Thursday, August 30, 2007

Bar Glitch in New York

Apparently there was a glitch during the July New York bar exam--what a nightmare for the candidates! The story follows.

"Son of a Glitch!: Hundreds of NY Bar Exam Takers May Have Had Essay Answers Fouled Up by Software


New York Lawyer
August 30, 2007
Reprints & Permissions

By Joel Stashenko
New York Law Journal

The state Board of Law Examiners and Software Secure Inc., the company the board hired to provide software to take the bar exam, appear to have incomplete essays from about 400 people who sat for July's exam.

The company and the board are both notifying the test takers this week via e-mail that they should e-mail backup data to Software Secure, board Executive Director John J. McAlary said yesterday. Six essay questions were part of the New York phase of the two-day exam.
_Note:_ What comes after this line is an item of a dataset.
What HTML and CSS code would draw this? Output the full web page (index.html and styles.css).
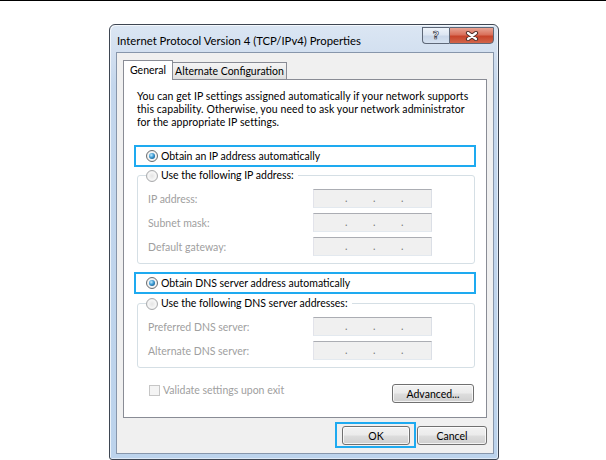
FILE: index.html
```html
<!DOCTYPE html>
<html>
<head>
<meta charset="utf-8">
<link rel="stylesheet" href="styles.css">
</head>
<body>
<div class="topline"></div>
<div class="window">
  <div class="titlebar">
    <div class="title">Internet Protocol Version 4 (TCP/IPv4) Properties</div>
    <div class="caption-btns">
      <div class="cbtn help">?</div>
      <div class="cbtn close">
        <svg width="14" height="10" viewBox="0 0 14 10">
          <path d="M3 2 L11 8 M11 2 L3 8" stroke="#51302a" stroke-width="4.2" stroke-linecap="round" fill="none"/>
          <path d="M3 2 L11 8 M11 2 L3 8" stroke="#ffffff" stroke-width="2.2" stroke-linecap="round" fill="none"/>
        </svg>
      </div>
    </div>
  </div>
  <div class="client">
    <div class="tabs">
      <div class="tab active">General</div>
      <div class="tab alt">Alternate Configuration</div>
    </div>
    <div class="panel">
      <p class="intro">You can get IP settings assigned automatically if your network supports<br>this capability. Otherwise, you need to ask your network administrator<br>for the appropriate IP settings.</p>
      <div class="hl option first"><span class="radio on"></span><span>Obtain an IP address automatically</span></div>
      <fieldset class="group g1">
        <legend><span class="radio"></span><span>Use the following IP address:</span></legend>
        <div class="rows">
          <span class="lbl">IP address:</span><span class="ip"><i>.</i><i>.</i><i>.</i></span>
          <span class="lbl">Subnet mask:</span><span class="ip"><i>.</i><i>.</i><i>.</i></span>
          <span class="lbl">Default gateway:</span><span class="ip"><i>.</i><i>.</i><i>.</i></span>
        </div>
      </fieldset>
      <div class="hl option second"><span class="radio on"></span><span>Obtain DNS server address automatically</span></div>
      <fieldset class="group g2">
        <legend><span class="radio"></span><span>Use the following DNS server addresses:</span></legend>
        <div class="rows">
          <span class="lbl">Preferred DNS server:</span><span class="ip"><i>.</i><i>.</i><i>.</i></span>
          <span class="lbl">Alternate DNS server:</span><span class="ip"><i>.</i><i>.</i><i>.</i></span>
        </div>
      </fieldset>
      <div class="foot">
        <div class="check"><span class="box"></span><span>Validate settings upon exit</span></div>
        <div class="btn adv">Advanced...</div>
      </div>
    </div>
    <div class="actions">
      <div class="hl okwrap"><div class="btn ok">OK</div></div>
      <div class="btn cancel">Cancel</div>
    </div>
  </div>
</div>
</body>
</html>
```

FILE: styles.css
```css
html, body {
  margin: 0;
  padding: 0;
  background: #ffffff;
}

body {
  font-family: Lato, "Open Sans", sans-serif;
  font-size: 10.5px;
  color: #000000;
}

.topline {
  height: 1px;
  background: #000000;
}

.window {
  margin: 23px 0 0 109px;
  width: 390px;
  height: 436px;
  box-sizing: border-box;
  border: 1px solid #3e4652;
  border-radius: 6px 6px 3px 3px;
  background: linear-gradient(180deg, #dbe6f3 0px, #d3e0f0 26px, #c4d7ed 60px, #bcd3ec 100%);
  box-shadow: inset 1px 1px 0 rgba(255, 255, 255, 0.7), inset -1px -1px 0 rgba(255, 255, 255, 0.5);
  display: flex;
  flex-direction: column;
}

.titlebar {
  flex: none;
  height: 27px;
  display: flex;
  justify-content: space-between;
  align-items: flex-start;
}

.title {
  padding: 9px 0 0 7px;
  line-height: 13px;
  font-size: 11.3px;
  color: #000000;
}

.caption-btns {
  display: flex;
  margin: 2px 4px 0 0;
  height: 17px;
}

.cbtn {
  box-sizing: border-box;
  height: 17px;
  display: flex;
  align-items: center;
  justify-content: center;
  border: 1px solid #5e6878;
}

.help {
  width: 27px;
  border-right: none;
  border-radius: 0 0 0 4px;
  background: linear-gradient(180deg, #eef3fa 0%, #dde6f2 45%, #c9d6e8 55%, #d6e2f1 100%);
  font-family: "DejaVu Sans", sans-serif;
  font-weight: bold;
  font-size: 11px;
  color: #ffffff;
  -webkit-text-stroke: 0.7px #3b4350;
  line-height: 1;
}

.close {
  width: 45px;
  border-radius: 0 0 4px 0;
  background: linear-gradient(180deg, #e8a393 0%, #d9705b 45%, #c7432a 55%, #d2654a 100%);
}

.client {
  flex: 1;
  min-height: 0;
  margin: 0 4px 5px 6px;
  border: 1px solid #8796ab;
  background: #f0f0f0;
  padding: 7px 6px 5px 6px;
  display: flex;
  flex-direction: column;
}

.tabs {
  flex: none;
  height: 20px;
  margin-bottom: -1px;
  display: flex;
  align-items: flex-end;
  position: relative;
  z-index: 1;
}

.tab {
  box-sizing: border-box;
  border: 1px solid #898c95;
  border-bottom: none;
  text-align: center;
  white-space: nowrap;
}

.tab.active {
  width: 50px;
  height: 20px;
  line-height: 19px;
  background: #ffffff;
}

.tab.alt {
  width: 114px;
  height: 17px;
  line-height: 16px;
  margin-bottom: 1px;
  border-left: none;
  background: linear-gradient(180deg, #f4f4f4 0%, #ebebeb 50%, #dedede 100%);
}

.panel {
  flex: 1;
  min-height: 0;
  background: #ffffff;
  border: 1px solid #898c95;
  padding: 10px 10px 0 10px;
  display: flex;
  flex-direction: column;
}

.intro {
  margin: 0 0 0 3px;
  line-height: 13px;
  letter-spacing: 0.08px;
}

.hl {
  border: 2px solid #1eaaf0;
}

.option {
  box-sizing: border-box;
  height: 22px;
  display: flex;
  align-items: center;
  gap: 3px;
  padding-left: 10px;
}

.option.first {
  margin-top: 16px;
}

.option.second {
  margin-top: 8px;
}

.radio {
  flex: none;
  position: relative;
  box-sizing: border-box;
  width: 12px;
  height: 12px;
  border-radius: 50%;
  border: 1px solid #a9abad;
  background: radial-gradient(circle at 50% 50%, #e4e4e4 0%, #f6f6f6 55%, #d9d9d9 100%);
}

.radio.on {
  border-color: #6a6d70;
}

.radio.on::after {
  content: "";
  position: absolute;
  left: 2px;
  top: 2px;
  width: 6px;
  height: 6px;
  border-radius: 50%;
  background: radial-gradient(circle at 38% 35%, #c2ecff 0%, #3d9ad3 45%, #0c4a78 95%);
}

.group {
  border: 1px solid #d5dfe5;
  border-radius: 3px;
  padding: 7px 10px 7px 10px;
  min-width: 0;
}

.group.g1 {
  margin: 2px 1px 0 3px;
}

.group.g2 {
  margin: 3px 1px 0 3px;
}

.group legend {
  display: flex;
  align-items: center;
  gap: 3px;
  height: 13px;
  line-height: 13px;
  padding: 0 4px 0 0;
  margin-left: -2px;
}

.rows {
  display: grid;
  grid-template-columns: 165px 119px;
  row-gap: 5px;
  align-items: center;
}

.lbl {
  color: #a0a0a0;
  white-space: nowrap;
}

.ip {
  box-sizing: border-box;
  height: 19px;
  border: 1px solid;
  border-color: #abadb3 #dbdfe6 #e3e9ef #e2e3ea;
  background: #f0f0f0;
  display: flex;
  padding-left: 31px;
  gap: 26px;
  line-height: 16px;
  color: #7a7a7a;
}

.ip i {
  font-style: normal;
  width: 2px;
}

.foot {
  margin-top: 16px;
  display: flex;
  justify-content: space-between;
  align-items: flex-start;
}

.check {
  margin: 1px 0 0 15px;
  display: flex;
  align-items: center;
  gap: 3px;
  color: #a0a0a0;
  line-height: 11px;
}

.check .box {
  box-sizing: border-box;
  width: 11px;
  height: 11px;
  border: 1px solid #c6c6c6;
  background: #f4f4f4;
}

.btn {
  box-sizing: border-box;
  height: 19px;
  border: 1px solid #707070;
  border-radius: 3px;
  background: linear-gradient(180deg, #f2f2f2 0%, #ebebeb 48%, #dddddd 52%, #cfcfcf 100%);
  box-shadow: inset 0 0 0 1px rgba(255, 255, 255, 0.75);
  display: flex;
  align-items: center;
  justify-content: center;
}

.adv {
  width: 82px;
  margin-right: 2px;
}

.actions {
  flex: none;
  margin-top: 4px;
  height: 26px;
  display: flex;
  justify-content: flex-end;
  align-items: flex-start;
}

.okwrap {
  padding: 2px 4px 1px 5px;
}

.ok {
  width: 68px;
}

.cancel {
  width: 70px;
  margin: 4px 0 0 1px;
}
```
Mr. McAlary said in an interview that one or more of the essays might be missing for the 400 exam takers. In some cases, it is not clear whether the answers Software Secure has are complete, he said.
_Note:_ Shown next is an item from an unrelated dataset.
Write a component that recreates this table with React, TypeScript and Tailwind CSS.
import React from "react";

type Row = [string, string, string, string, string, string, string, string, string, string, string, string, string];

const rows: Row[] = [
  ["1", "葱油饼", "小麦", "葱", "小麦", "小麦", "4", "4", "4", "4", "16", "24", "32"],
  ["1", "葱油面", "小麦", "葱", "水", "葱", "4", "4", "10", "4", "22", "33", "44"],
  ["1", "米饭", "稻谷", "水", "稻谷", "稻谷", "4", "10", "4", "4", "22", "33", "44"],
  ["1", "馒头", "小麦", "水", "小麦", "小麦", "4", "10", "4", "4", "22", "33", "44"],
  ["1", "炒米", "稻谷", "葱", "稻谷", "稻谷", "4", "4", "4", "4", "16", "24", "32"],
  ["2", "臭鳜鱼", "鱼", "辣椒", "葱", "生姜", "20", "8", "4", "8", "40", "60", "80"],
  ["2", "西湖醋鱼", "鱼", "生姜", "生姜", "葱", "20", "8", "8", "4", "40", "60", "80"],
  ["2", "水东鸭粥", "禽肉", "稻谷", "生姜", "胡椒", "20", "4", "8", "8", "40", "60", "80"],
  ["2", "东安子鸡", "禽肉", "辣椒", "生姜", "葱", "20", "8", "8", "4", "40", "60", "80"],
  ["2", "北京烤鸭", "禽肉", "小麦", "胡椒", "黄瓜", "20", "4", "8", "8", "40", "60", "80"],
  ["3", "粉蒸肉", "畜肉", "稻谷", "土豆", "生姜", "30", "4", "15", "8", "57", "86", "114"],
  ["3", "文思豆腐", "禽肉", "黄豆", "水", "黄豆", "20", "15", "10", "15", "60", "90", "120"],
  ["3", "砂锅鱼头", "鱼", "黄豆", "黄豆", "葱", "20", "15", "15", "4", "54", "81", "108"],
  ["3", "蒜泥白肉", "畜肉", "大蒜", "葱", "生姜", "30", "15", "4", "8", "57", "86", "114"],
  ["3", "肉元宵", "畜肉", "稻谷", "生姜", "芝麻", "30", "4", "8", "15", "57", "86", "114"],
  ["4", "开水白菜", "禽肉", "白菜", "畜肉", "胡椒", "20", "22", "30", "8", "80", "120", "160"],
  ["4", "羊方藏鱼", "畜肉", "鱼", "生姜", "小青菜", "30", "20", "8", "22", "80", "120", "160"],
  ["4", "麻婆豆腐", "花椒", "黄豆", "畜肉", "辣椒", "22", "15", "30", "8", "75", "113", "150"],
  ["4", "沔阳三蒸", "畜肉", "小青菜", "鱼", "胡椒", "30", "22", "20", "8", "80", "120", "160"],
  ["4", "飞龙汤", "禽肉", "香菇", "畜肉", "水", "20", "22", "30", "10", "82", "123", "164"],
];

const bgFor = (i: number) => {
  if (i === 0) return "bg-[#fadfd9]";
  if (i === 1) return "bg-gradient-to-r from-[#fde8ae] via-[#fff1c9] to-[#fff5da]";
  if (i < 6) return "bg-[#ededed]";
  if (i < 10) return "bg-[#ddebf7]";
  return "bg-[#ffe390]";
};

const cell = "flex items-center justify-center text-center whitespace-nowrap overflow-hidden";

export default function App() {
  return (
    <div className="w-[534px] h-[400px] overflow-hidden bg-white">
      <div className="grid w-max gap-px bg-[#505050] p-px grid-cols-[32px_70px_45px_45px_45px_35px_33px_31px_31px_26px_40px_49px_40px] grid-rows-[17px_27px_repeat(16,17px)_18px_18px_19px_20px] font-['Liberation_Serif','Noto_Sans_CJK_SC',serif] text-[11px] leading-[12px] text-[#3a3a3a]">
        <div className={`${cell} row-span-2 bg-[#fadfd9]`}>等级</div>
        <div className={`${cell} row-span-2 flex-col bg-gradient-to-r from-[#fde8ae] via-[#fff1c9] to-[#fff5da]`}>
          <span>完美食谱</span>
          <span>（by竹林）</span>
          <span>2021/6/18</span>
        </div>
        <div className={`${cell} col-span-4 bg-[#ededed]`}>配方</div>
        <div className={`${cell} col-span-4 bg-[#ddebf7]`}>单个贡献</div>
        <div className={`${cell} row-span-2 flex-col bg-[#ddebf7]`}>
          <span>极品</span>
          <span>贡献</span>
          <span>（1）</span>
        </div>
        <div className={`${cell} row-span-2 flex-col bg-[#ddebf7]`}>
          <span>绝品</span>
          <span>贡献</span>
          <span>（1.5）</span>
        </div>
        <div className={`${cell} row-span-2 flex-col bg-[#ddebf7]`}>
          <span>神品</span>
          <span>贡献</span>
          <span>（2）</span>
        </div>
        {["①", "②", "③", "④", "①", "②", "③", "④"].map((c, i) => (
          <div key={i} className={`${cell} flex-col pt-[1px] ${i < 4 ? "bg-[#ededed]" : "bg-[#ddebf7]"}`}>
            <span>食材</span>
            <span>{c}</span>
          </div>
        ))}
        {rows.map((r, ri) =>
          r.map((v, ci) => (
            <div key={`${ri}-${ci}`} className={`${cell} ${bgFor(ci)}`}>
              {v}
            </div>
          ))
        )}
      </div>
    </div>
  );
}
"They may have an essay that appears incomplete, and that may be because someone just ran out of time on that part of the exam," he said.

Backup data saved through the software will provide a minute-by-minute accounting of students' work on the timed exam and a clearer picture if essays are complete, according to Mr. McAlary. The backup data would also provide answers that may have appeared to have been overwritten on the software, he said.

Test takers began complaining of problems with the Cambridge, Mass.-based Software Secure program starting on July 24, the first day of the exam. Software Secure later determined that the software malfunctioned on some laptops when students toggled between answer tabs on their screens. The Board of Law Examiners said backups in the software should have saved all the work students did on their laptop, but they will not know for sure until all students' answers are printed out and studied by the board.

It is too early to tell if the software problems will cause a delay in grading the July test, which is scheduled to be completed in mid-November, the board said.

Just under 5,000 - or about half of - July's test takers used a laptop."

1 comment:

Betsy McKenzie said...

What a nightmare, Marie! Those poor exam takers.